Gretz leaned against the wall. “What’s the news in Southerpart?”

“Well, you know about the livestock failure. They think it’s some rare pollen spread happening planetwide. None of the Aquarii wanted to hang around. Maybe they figured they’d be susceptible.” Jay watched the food cook. “Decent business for those of us who can hunt the planet birds and buzzers. Wouldn’t call it easy living, though.”

“Well anyway,” said Wendel, running a hand over her short hair, “these flocks have got a new fancy-tech innoculant. The bio-imm team sounded pretty confident, so let’s hope they know what they’re doing.”

“Yep. Glad you could bring ’em.” Jay picked up two sticks and offered one in each hand to both of them. “Least I can do is make you breakfast. Gratis.” He hissed a drawn-out S through his teeth. An old man and woman rounded the corner arm in arm, clearly following their noses. Jay smiled and turned the other birds on the grill. Wendel and Gretz raised their food in salute and turned to go.

The two sat on the grassy slope, each biting at the small elongated runnerbird on its skewer. Between them, an open infosheet lay on the grass. This paperweight cloth received Wendel Harper’s subscriptions daily, and bundled or crumpled nice and tight in any pocket she happened to stuff it into. She rustled it flat with a hand, and set it to the daily issue that covered the inhabited planets in the Leuko Galaxy.

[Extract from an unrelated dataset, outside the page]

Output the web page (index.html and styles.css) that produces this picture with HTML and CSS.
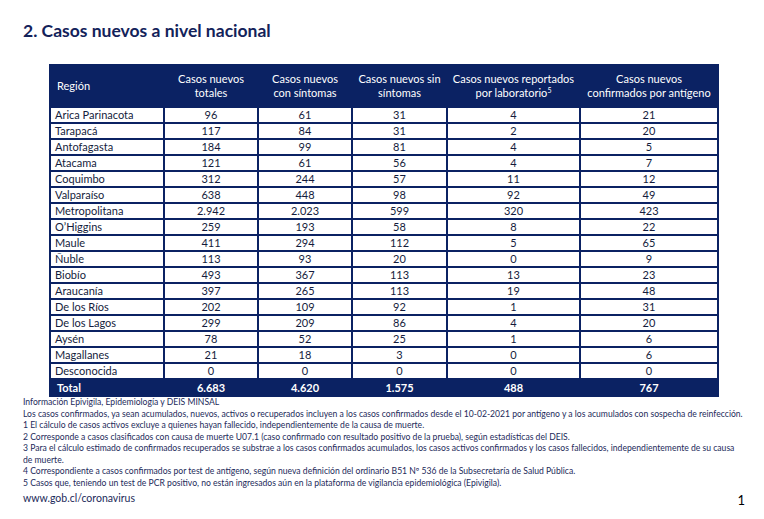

“Genesee is coping with major geothermal disruptions. Elections this year for the Genoene Council.” She read headlines aloud when they struck her interest. Gretz Manoukian stared into the sky and ate his breakfast. “Princess Soleil is back from her Alisandrian tour. The hunt for Raev Sturlusson continues.” The sun had fully risen, shining directly into their eyes. She shook it by its corner and the sheet went blank. “I think that’s enough news for now.”